YOUR GOAL: Say how many lines contain "styles", using only the number.

DATA:
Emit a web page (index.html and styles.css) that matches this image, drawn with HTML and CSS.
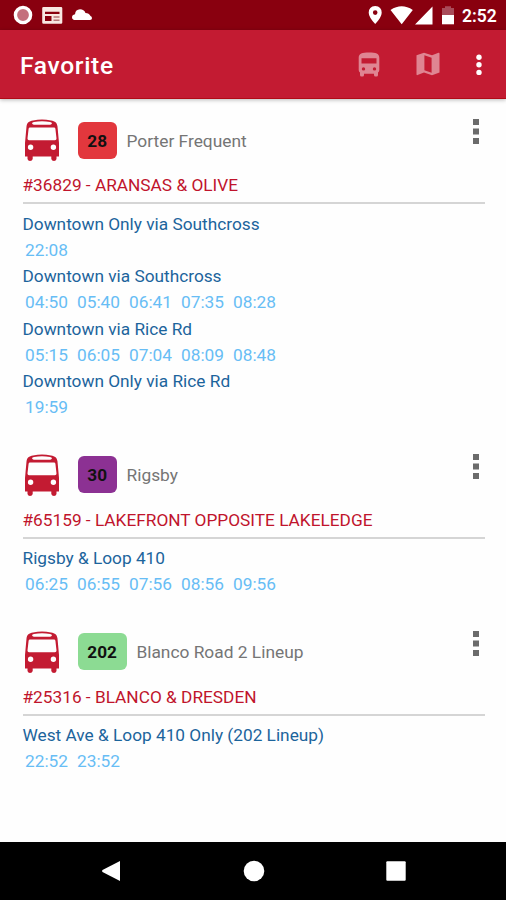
FILE: index.html
```html
<!DOCTYPE html>
<html lang="en">
<head>
<meta charset="utf-8">
<title>Favorite</title>
<link rel="stylesheet" href="styles.css">
</head>
<body>
<svg class="defs" aria-hidden="true">
  <symbol id="bus" viewBox="0 0 36 43">
    <path fill-rule="evenodd" d="M2.500 7.500C3 3.500 5 2 9 1.400Q18-.4 27 1.400C31 2 33 3.500 33.500 7.500L35 24V37.500H32.500V40Q32 42 30 42Q27.800 42 27.300 40V37.500H8.700V40Q8.200 42 6 42Q4 42 3.500 40V37.500H1V24ZM8 4.300Q8.500 5.800 10 5.700H26Q27.500 5.800 28 4.300Q27.800 3.400 26 3Q18 1.500 10 3Q8.200 3.400 8 4.300ZM6 8.500Q4.800 8.500 4.600 9.700L3.500 19.500Q3.500 21.200 5 21.200H31Q32.500 21.200 32.500 19.500L31.400 9.700Q31.200 8.500 30 8.500ZM6.600 25.500A2.700 2.700 0 1 0 6.600 30.900A2.700 2.700 0 1 0 6.600 25.500ZM29.400 25.500A2.700 2.700 0 1 0 29.400 30.900A2.700 2.700 0 1 0 29.400 25.500Z"/>
  </symbol>
  <symbol id="dots" viewBox="0 0 6 26">
    <path d="M0 0H6V6H0ZM0 9.500H6V15.500H0ZM0 19H6V25H0Z"/>
  </symbol>
</svg>
<div class="status">
  <svg class="status-left" width="80" height="30" viewBox="0 0 80 30">
    <circle cx="10" cy="15" r="7.600" fill="#c46f7c" stroke="#fff" stroke-width="3.400"/>
    <path fill="#f8e8e3" fill-rule="evenodd" d="M30.500 7H48Q49.300 7 49.300 8.300V22.500Q49.300 23.800 48 23.800H30.500Q29.200 23.800 29.200 22.500V8.300Q29.200 7 30.500 7ZM32 11.700V14H46.500V11.700ZM32 16V21H38.500V16Z"/>
    <path stroke="#b77679" stroke-width="1.400" d="M40.500 17H46.500M40.500 20.300H46.500"/>
    <path fill="#fff" d="M62.500 20Q59 20 59 17.200Q59 14.700 62 14.200Q62.500 9.500 67 9.300Q71 9.300 72.500 13Q76 13 77.500 16Q79 16.300 79 18.300Q79 20 77 20Z"/>
  </svg>
  <svg class="status-right" width="90" height="30" viewBox="0 0 90 30">
    <path fill="#fff" fill-rule="evenodd" d="M7.200 6Q13.700 6.500 13.700 12.700Q13.700 17 7.200 24Q.7 17 .7 12.700Q.7 6.500 7.200 6ZM7.200 10.300A2.300 2.300 0 1 0 7.200 14.900A2.300 2.300 0 1 0 7.200 10.300Z"/>
    <path fill="#fff" d="M22.500 10Q33.700 2.500 44.800 10L33.700 24.300ZM47 24.500L64.500 6.500V24.500Z"/>
    <path fill="#a94b59" d="M74 8H77V6.300H83V8H86V15H74Z"/>
    <path fill="#fff" d="M74 15H86V24.300H74Z"/>
  </svg>
  <span class="clock">2:52</span>
</div>
<header class="appbar">
  <h1>Favorite</h1>
  <svg class="act-bus" width="22" height="25" viewBox="0 0 22 25">
    <path fill="#df8592" fill-rule="evenodd" d="M.7 6C.7 1.500 4 .5 11 .5S21.300 1.500 21.300 6V18Q21.300 19.500 20 20.500V23Q20 24.500 18.500 24.500H17.500Q16 24.500 16 23V21.700H6V23Q6 24.500 4.500 24.500H3.500Q2 24.500 2 23V20.500Q.7 19.500 .7 18ZM3.500 6.300V11.500H18.500V6.300ZM5.500 15.200A1.700 1.700 0 1 0 5.500 18.600A1.700 1.700 0 1 0 5.500 15.200ZM16.500 15.200A1.700 1.700 0 1 0 16.500 18.600A1.700 1.700 0 1 0 16.500 15.200Z"/>
  </svg>
  <svg class="act-map" width="24" height="24" viewBox="0 0 24 24">
    <path fill="#df8592" fill-rule="evenodd" d="M.5 3.200L8 .7L16 3.300L22.500 .8Q23.500 .6 23.500 1.600V20.500L16 23.300L8 20.600L1.500 23.100Q.5 23.300 .5 22.300ZM8.400 3.300V18.200L15.600 20.700V5.700Z"/>
  </svg>
  <svg class="act-more" width="6" height="22" viewBox="0 0 6 22">
    <g fill="#fff"><circle cx="3" cy="3.200" r="2.700"/><circle cx="3" cy="10.800" r="2.700"/><circle cx="3" cy="18.400" r="2.700"/></g>
  </svg>
</header>
<main>
  <section class="card">
    <div class="head"><svg class="bus"><use href="#bus"/></svg><span class="badge red">28</span><span class="route">Porter Frequent</span><svg class="dots"><use href="#dots"/></svg></div>
    <div class="stop">#36829 - ARANSAS &amp; OLIVE</div>
    <div class="dir">Downtown Only via Southcross</div>
    <div class="times"><span>22:08</span></div>
    <div class="dir">Downtown via Southcross</div>
    <div class="times"><span>04:50</span><span>05:40</span><span>06:41</span><span>07:35</span><span>08:28</span></div>
    <div class="dir">Downtown via Rice Rd</div>
    <div class="times"><span>05:15</span><span>06:05</span><span>07:04</span><span>08:09</span><span>08:48</span></div>
    <div class="dir">Downtown Only via Rice Rd</div>
    <div class="times"><span>19:59</span></div>
  </section>
  <section class="card">
    <div class="head"><svg class="bus"><use href="#bus"/></svg><span class="badge purple">30</span><span class="route">Rigsby</span><svg class="dots"><use href="#dots"/></svg></div>
    <div class="stop">#65159 - LAKEFRONT OPPOSITE LAKELEDGE</div>
    <div class="dir">Rigsby &amp; Loop 410</div>
    <div class="times"><span>06:25</span><span>06:55</span><span>07:56</span><span>08:56</span><span>09:56</span></div>
  </section>
  <section class="card">
    <div class="head"><svg class="bus"><use href="#bus"/></svg><span class="badge green">202</span><span class="route">Blanco Road 2 Lineup</span><svg class="dots"><use href="#dots"/></svg></div>
    <div class="stop">#25316 - BLANCO &amp; DRESDEN</div>
    <div class="dir">West Ave &amp; Loop 410 Only (202 Lineup)</div>
    <div class="times"><span>22:52</span><span>23:52</span></div>
  </section>
</main>
<nav class="navbar">
  <svg width="20" height="22" viewBox="0 0 20 22"><path fill="#fff" d="M19 1V21L1.500 12Q.5 11 1.500 10Z"/></svg>
  <svg width="22" height="22" viewBox="0 0 22 22"><circle cx="11" cy="11" r="10.300" fill="#fff"/></svg>
  <svg width="20" height="20" viewBox="0 0 20 20"><rect x=".3" y=".3" width="19.400" height="19.400" rx="1" fill="#fff"/></svg>
</nav>
</body>
</html>
```
FILE: styles.css
```css
* { box-sizing: border-box; }
body {
  margin: 0;
  width: 506px;
  height: 900px;
  overflow: hidden;
  display: flex;
  flex-direction: column;
  background: #fefefe;
  font-family: Roboto, "Liberation Sans", sans-serif;
}
svg { display: block; flex: none; }
.defs { display: none; }
.status {
  height: 30px;
  flex: none;
  display: flex;
  align-items: center;
  background: #89000f;
  padding: 0 8px 0 13px;
}
.status-right { margin-left: auto; }
.clock {
  width: 36px;
  margin: 2px 0 0 4px;
  font-size: 17.5px;
  font-weight: 600;
  line-height: 30px;
  color: #fff;
  white-space: nowrap;
}
.appbar {
  height: 69px;
  flex: none;
  display: flex;
  align-items: center;
  padding: 0 24px 0 20px;
  background: #c31b32;
  border-bottom: 1px solid #b00b16;
  box-shadow: 0 1px 4px rgba(0, 0, 0, .28);
}
h1 {
  margin: 3px auto 0 0;
  font-size: 24.6px;
  line-height: 30px;
  font-weight: 500;
  letter-spacing: .65px;
  color: #fff;
}
.act-bus { margin-right: 36px; }
.act-map { margin-right: 36.5px; }
.act-more { margin-top: 2px; }
main {
  flex: 1;
  min-height: 0;
  padding: 5px 21px 0 22.5px;
}
.card { padding-bottom: 18px; }
.head {
  height: 68px;
  display: flex;
  align-items: center;
  padding-top: 5px;
}
.bus {
  width: 36px;
  height: 43px;
  margin: 0 17.5px 0 1.5px;
  fill: #c31b32;
}
.badge {
  height: 37px;
  margin-top: -1px;
  padding: 0 9.8px;
  border-radius: 6px;
  font-size: 17.2px;
  font-weight: 700;
  line-height: 38px;
  color: #111;
}
.red { background: #e2373d; }
.purple { background: #8c3193; }
.green { background: #8cdb93; }
.route {
  margin-left: 9.7px;
  font-size: 17.35px;
  color: #757575;
}
.dots {
  width: 6px;
  height: 26px;
  margin: -17px 6px 0 auto;
  fill: #6b6b6b;
}
.stop {
  height: 32px;
  margin-bottom: 6.5px;
  border-bottom: 2px solid #d5d5d5;
  font-size: 17.25px;
  line-height: 27px;
  color: #c0142c;
}
.dir, .times {
  height: 26.25px;
  font-size: 17.25px;
  line-height: 26.25px;
  white-space: nowrap;
}
.dir { color: #1c649c; }
.times {
  display: flex;
  gap: 8px;
  padding-left: 2.5px;
  color: #67bdf5;
}
.times span { width: 44px; }
.navbar {
  height: 58px;
  flex: none;
  display: flex;
  align-items: center;
  justify-content: space-between;
  padding: 0 100px 0 101px;
  background: #000;
}
```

TASK RESULT: 3